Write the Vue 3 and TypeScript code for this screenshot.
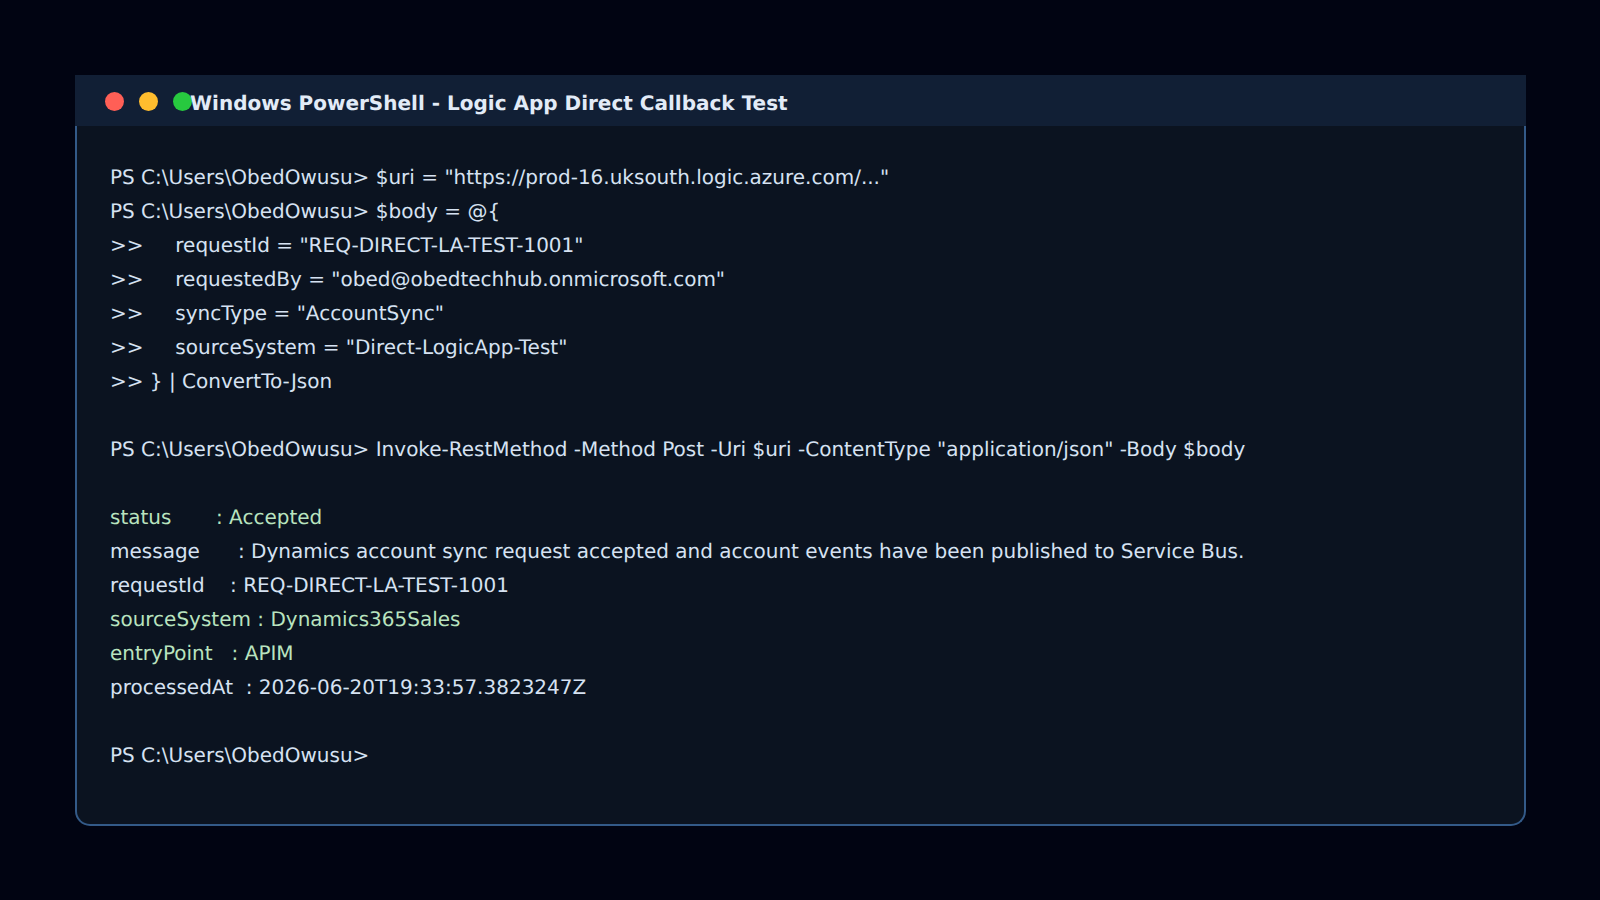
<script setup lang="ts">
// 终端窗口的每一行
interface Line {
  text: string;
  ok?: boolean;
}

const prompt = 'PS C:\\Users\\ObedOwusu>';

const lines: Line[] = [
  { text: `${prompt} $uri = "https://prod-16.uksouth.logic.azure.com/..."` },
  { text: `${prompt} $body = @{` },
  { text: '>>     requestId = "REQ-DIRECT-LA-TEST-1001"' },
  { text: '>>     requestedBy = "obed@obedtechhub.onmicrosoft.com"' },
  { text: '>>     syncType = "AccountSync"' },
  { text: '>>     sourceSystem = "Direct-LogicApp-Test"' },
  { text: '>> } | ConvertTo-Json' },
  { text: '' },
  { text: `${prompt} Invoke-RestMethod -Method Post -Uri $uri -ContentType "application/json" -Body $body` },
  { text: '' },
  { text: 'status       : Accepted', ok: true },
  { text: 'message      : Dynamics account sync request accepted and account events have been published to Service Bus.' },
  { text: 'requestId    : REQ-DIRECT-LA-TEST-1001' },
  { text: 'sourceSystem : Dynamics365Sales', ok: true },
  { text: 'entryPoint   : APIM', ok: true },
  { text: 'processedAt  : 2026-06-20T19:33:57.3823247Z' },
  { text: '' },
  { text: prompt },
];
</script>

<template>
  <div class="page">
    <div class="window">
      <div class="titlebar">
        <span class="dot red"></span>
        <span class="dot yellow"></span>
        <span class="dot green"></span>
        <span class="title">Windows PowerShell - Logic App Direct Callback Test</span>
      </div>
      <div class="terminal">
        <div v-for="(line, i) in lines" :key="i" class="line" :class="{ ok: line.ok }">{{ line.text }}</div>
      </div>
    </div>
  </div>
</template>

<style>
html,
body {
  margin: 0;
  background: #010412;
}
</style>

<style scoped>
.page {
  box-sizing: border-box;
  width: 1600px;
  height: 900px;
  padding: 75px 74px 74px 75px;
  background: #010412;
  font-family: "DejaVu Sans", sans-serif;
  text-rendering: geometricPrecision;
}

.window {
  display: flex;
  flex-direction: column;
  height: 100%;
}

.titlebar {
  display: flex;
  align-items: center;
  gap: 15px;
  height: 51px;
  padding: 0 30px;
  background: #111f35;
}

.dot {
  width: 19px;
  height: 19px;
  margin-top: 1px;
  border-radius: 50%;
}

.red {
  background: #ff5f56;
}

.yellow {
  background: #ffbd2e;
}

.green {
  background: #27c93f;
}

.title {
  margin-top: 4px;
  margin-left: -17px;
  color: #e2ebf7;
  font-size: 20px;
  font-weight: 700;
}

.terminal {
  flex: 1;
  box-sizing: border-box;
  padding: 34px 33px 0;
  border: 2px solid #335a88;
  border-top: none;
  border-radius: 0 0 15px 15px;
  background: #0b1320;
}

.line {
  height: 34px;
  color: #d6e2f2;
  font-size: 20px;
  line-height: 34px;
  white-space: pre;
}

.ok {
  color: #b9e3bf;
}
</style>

Task:
Write out again exactly the lines from the start of the data above through the line containing "const prompt = 'PS C:\\Users\\ObedOwusu>';", inclusive, excluding any pictures.

Reply to the task:
Write the Vue 3 and TypeScript code for this screenshot.
<script setup lang="ts">
// 终端窗口的每一行
interface Line {
  text: string;
  ok?: boolean;
}

const prompt = 'PS C:\\Users\\ObedOwusu>';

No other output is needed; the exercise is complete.